**DATA LINES**
begin

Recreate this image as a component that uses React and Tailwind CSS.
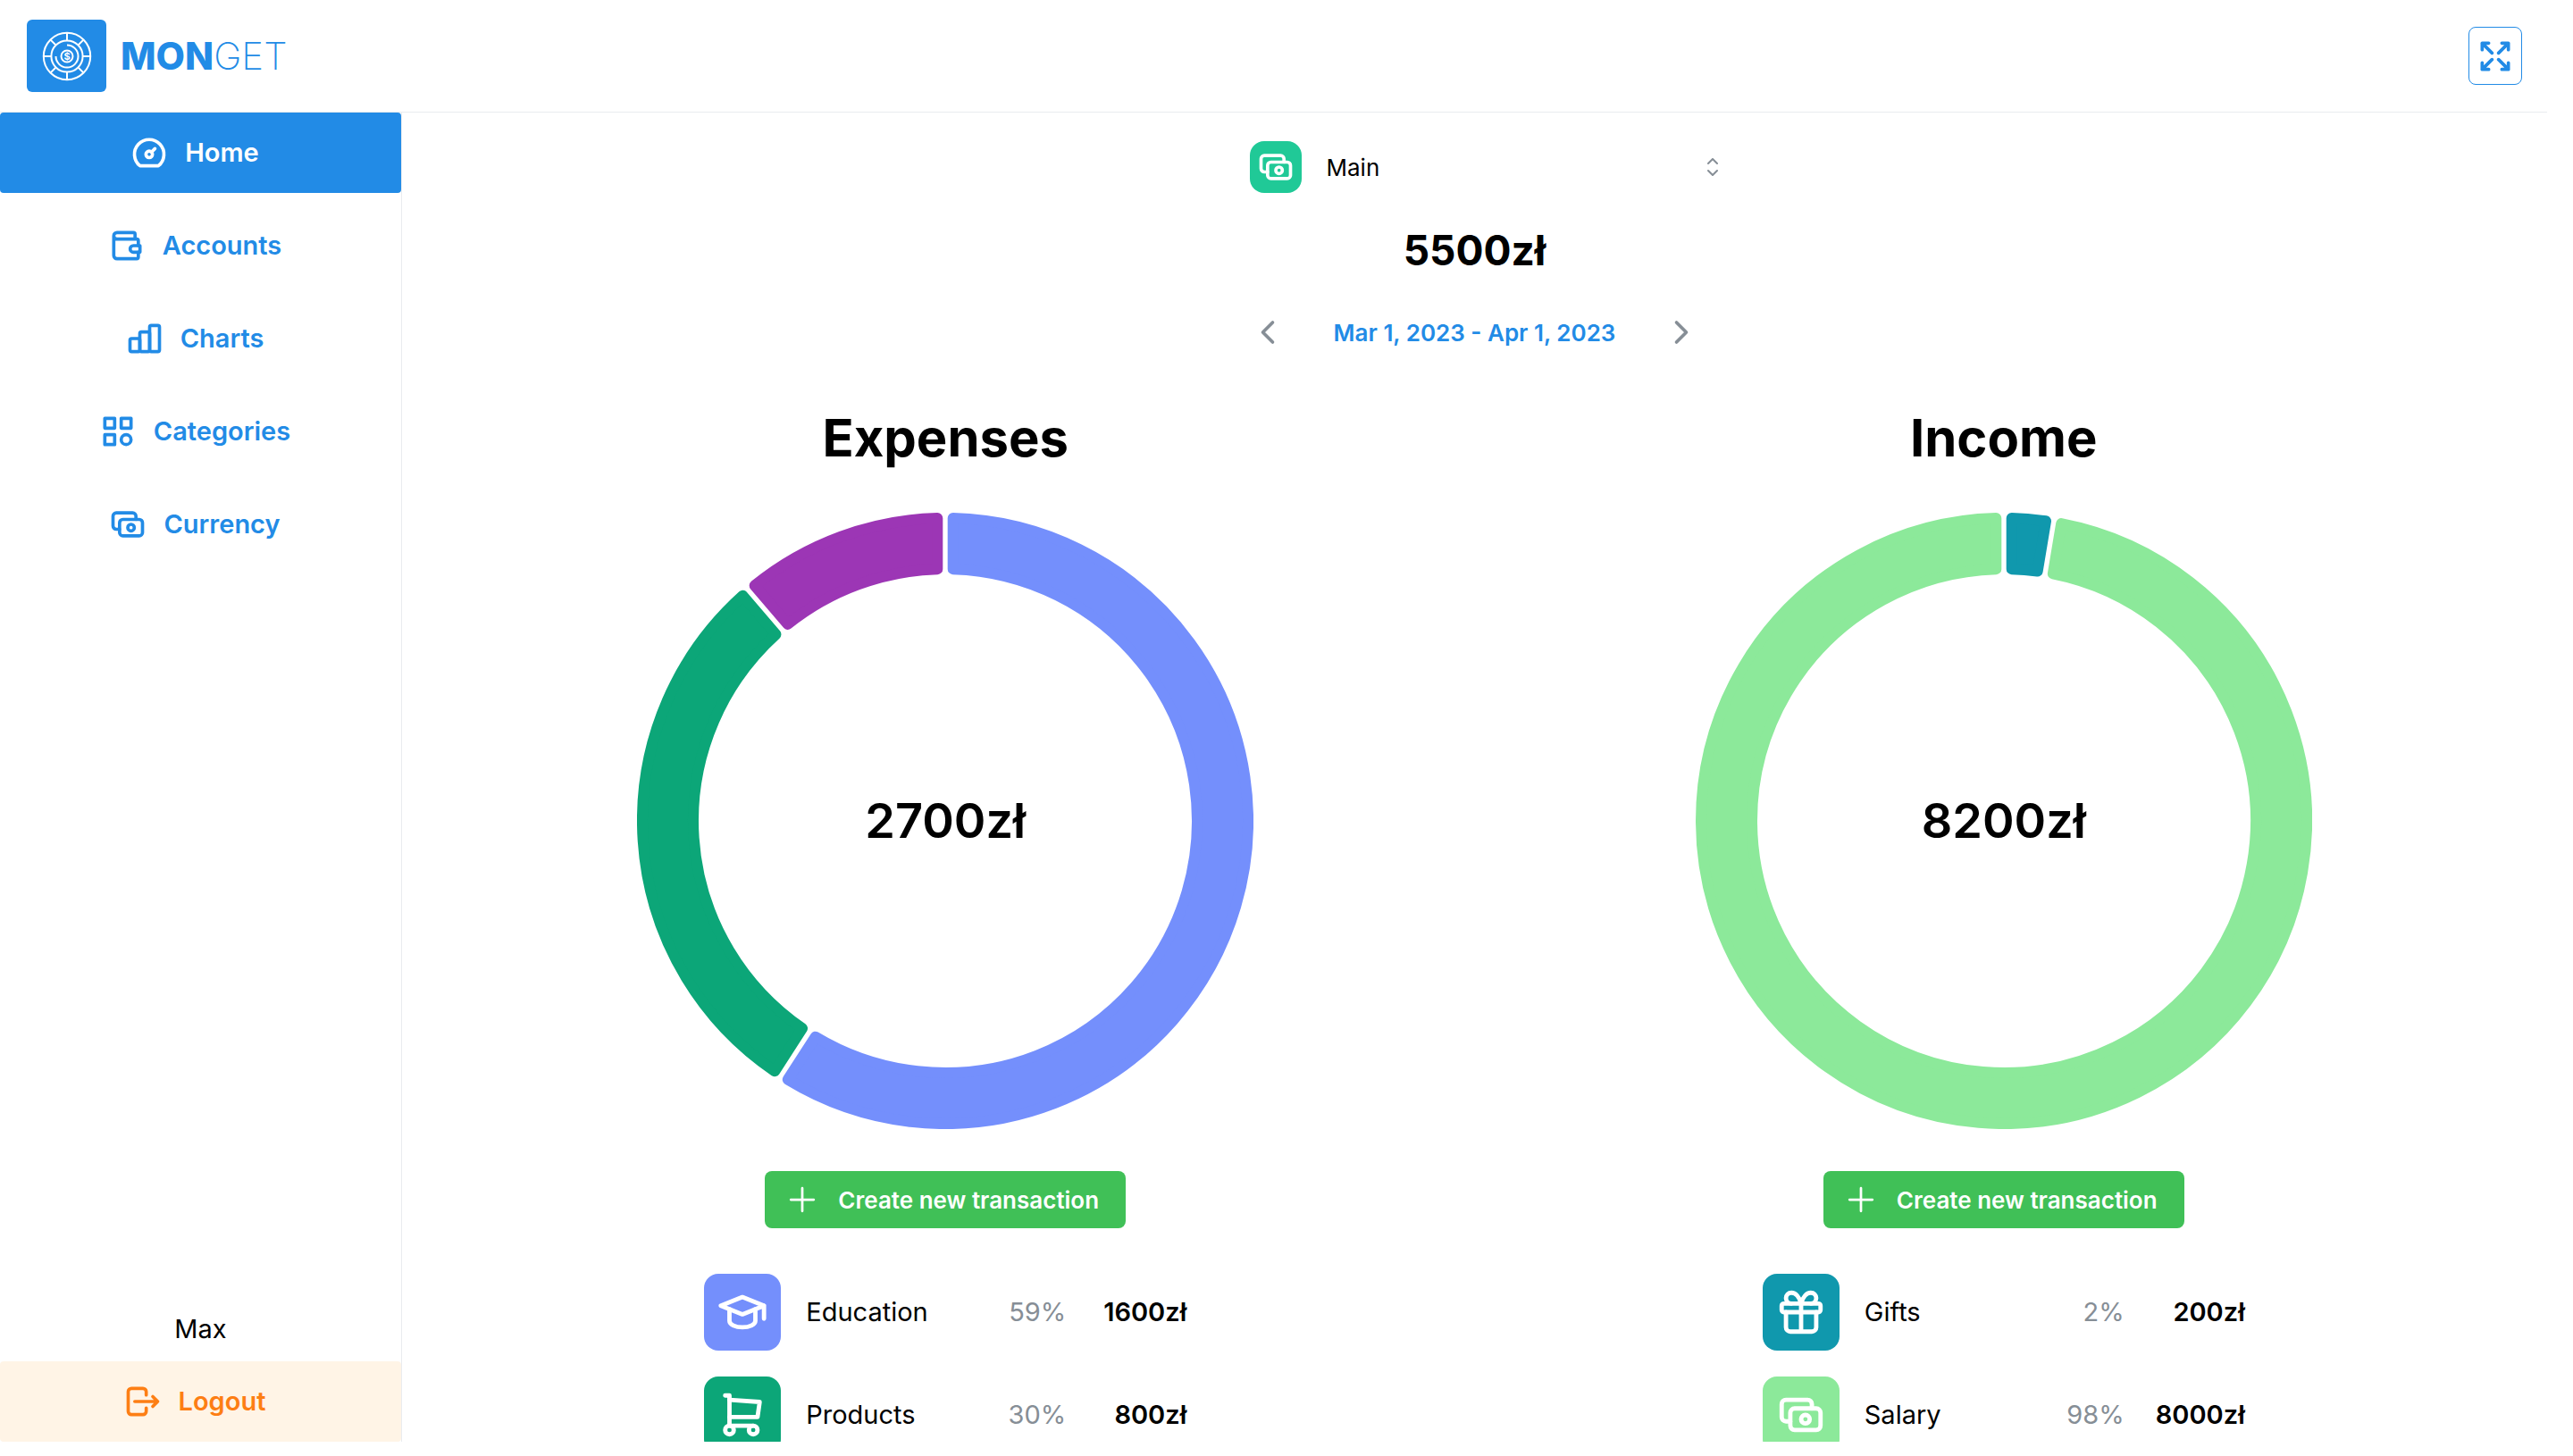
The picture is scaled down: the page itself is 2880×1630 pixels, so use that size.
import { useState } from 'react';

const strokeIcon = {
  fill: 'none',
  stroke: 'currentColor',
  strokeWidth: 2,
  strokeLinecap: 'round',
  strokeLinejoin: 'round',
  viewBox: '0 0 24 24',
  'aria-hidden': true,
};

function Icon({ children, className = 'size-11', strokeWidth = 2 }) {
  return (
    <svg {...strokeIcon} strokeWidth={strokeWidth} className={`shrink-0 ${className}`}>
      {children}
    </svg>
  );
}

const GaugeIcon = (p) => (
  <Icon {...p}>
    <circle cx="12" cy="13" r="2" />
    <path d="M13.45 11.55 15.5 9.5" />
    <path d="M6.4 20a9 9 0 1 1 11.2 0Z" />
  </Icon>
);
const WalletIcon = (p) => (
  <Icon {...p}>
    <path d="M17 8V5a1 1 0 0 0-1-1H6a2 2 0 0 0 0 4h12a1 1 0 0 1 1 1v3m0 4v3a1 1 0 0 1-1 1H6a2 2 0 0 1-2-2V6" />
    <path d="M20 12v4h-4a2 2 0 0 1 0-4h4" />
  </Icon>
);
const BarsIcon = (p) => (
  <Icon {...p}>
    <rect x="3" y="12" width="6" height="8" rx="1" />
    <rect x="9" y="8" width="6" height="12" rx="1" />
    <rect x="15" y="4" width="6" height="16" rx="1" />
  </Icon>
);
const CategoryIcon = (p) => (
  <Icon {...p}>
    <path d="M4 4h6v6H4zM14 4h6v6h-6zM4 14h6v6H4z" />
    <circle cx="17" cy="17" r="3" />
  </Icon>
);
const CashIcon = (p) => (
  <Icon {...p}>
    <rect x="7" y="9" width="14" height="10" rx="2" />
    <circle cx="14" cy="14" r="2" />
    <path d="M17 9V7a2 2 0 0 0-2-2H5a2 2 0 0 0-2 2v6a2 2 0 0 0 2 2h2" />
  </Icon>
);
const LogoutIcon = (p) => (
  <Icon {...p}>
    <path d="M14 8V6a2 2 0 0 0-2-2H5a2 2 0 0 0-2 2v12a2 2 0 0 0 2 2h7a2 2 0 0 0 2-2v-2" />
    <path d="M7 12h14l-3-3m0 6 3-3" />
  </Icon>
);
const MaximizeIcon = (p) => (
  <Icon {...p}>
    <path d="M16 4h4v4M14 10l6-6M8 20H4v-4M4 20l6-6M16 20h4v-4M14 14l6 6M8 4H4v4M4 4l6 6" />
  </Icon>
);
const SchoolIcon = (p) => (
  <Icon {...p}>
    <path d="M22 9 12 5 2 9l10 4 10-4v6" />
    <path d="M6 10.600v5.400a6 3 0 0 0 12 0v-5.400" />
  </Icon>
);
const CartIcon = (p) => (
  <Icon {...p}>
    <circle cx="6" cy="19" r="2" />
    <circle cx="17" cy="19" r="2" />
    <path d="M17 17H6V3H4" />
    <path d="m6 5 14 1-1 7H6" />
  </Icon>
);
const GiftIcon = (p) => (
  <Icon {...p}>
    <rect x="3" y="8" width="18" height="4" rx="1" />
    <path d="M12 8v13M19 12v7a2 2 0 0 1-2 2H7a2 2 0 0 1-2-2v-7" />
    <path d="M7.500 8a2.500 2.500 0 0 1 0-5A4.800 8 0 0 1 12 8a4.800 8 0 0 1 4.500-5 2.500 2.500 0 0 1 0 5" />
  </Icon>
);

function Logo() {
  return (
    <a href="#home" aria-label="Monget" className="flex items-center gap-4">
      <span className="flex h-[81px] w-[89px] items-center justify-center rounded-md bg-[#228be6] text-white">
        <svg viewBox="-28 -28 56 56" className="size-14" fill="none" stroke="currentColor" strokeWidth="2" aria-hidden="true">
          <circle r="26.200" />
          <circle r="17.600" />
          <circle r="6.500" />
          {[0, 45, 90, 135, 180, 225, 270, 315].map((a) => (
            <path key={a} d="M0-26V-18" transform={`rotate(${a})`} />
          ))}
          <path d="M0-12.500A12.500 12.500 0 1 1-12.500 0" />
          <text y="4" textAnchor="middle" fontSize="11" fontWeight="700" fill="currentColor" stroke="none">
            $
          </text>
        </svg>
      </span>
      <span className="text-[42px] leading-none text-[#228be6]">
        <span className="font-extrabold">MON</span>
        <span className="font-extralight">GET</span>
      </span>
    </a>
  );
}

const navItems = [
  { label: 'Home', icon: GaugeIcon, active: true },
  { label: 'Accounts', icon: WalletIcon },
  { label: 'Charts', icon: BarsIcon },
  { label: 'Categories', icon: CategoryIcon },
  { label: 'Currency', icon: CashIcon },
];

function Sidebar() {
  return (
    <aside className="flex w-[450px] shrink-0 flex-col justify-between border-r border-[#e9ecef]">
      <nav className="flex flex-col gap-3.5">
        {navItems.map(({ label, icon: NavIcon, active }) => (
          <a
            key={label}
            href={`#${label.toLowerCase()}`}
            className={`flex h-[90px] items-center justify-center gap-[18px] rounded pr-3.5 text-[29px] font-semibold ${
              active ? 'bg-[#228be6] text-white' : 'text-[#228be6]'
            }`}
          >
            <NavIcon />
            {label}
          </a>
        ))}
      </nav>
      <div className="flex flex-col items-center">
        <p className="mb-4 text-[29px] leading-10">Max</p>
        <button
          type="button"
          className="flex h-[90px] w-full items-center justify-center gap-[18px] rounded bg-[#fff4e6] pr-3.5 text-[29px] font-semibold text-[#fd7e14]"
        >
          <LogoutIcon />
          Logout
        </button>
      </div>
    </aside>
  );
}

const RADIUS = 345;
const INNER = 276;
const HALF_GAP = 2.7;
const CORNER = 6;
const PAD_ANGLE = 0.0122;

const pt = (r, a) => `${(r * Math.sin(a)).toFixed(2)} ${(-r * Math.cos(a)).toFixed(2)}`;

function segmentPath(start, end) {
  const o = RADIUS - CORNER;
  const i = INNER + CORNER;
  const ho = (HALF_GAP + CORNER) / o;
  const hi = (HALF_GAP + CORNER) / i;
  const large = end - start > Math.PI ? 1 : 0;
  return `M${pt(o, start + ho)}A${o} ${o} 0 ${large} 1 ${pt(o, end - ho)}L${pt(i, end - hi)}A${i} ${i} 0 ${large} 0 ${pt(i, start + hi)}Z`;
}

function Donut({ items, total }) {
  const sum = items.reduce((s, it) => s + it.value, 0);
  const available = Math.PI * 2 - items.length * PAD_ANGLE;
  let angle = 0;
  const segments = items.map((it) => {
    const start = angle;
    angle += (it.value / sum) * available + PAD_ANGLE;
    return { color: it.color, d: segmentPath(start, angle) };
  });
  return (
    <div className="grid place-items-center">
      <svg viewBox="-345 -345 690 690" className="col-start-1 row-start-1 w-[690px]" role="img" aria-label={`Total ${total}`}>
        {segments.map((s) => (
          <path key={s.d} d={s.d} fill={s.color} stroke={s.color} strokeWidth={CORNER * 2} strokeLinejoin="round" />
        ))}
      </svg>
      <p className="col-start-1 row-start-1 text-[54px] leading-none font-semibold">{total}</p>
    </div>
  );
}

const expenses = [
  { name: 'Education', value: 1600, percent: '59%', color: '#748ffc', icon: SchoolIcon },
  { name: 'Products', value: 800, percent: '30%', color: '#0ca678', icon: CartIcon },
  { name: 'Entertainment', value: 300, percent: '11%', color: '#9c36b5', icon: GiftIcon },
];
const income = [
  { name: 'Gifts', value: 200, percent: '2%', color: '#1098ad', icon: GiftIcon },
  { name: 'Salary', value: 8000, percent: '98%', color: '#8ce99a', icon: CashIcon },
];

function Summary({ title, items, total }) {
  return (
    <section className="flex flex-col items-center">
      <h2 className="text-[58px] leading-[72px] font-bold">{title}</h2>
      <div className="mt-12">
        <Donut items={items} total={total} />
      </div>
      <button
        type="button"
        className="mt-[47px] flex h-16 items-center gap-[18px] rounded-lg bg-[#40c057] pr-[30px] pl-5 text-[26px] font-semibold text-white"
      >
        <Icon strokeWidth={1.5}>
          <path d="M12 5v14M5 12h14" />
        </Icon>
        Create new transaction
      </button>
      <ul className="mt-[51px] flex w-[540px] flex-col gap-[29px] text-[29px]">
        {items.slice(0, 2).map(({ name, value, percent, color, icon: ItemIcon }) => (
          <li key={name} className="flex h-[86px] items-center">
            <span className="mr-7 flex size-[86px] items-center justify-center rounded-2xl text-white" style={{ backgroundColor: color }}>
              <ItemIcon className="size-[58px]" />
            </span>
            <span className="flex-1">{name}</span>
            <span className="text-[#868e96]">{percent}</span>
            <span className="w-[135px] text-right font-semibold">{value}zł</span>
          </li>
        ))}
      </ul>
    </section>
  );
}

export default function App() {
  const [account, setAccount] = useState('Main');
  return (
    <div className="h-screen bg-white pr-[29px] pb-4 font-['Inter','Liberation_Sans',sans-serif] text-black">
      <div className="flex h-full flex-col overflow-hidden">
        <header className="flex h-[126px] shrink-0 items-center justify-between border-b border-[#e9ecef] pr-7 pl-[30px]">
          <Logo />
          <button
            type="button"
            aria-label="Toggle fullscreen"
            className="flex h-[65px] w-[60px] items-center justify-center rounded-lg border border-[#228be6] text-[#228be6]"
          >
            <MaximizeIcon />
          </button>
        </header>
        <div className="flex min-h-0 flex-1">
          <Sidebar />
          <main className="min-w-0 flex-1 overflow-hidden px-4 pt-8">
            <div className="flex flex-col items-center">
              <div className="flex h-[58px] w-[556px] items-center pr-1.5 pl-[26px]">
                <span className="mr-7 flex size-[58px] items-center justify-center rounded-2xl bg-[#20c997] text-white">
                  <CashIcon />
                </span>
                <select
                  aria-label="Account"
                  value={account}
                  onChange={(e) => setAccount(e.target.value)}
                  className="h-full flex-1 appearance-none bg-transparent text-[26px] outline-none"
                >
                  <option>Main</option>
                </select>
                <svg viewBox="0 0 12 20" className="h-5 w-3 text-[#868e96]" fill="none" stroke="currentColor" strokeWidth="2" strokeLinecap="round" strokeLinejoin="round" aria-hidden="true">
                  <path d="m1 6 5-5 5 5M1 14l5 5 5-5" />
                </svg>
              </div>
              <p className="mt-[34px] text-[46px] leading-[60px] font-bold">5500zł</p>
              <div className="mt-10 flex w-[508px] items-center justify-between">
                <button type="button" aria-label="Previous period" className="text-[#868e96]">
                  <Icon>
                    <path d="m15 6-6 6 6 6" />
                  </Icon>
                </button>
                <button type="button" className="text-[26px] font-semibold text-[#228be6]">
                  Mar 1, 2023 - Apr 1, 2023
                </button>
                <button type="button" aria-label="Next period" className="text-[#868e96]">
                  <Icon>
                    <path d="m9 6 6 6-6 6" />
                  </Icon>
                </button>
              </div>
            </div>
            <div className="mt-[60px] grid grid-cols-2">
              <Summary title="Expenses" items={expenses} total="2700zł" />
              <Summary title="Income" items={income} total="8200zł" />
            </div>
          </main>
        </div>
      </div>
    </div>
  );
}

end

**YOUR OBJECTIVE**
Look over the material above and show each line where "that" appears.

**THE REPLY**
Recreate this image as a component that uses React and Tailwind CSS.
The picture is scaled down: the page itself is 2880×1630 pixels, so use that size.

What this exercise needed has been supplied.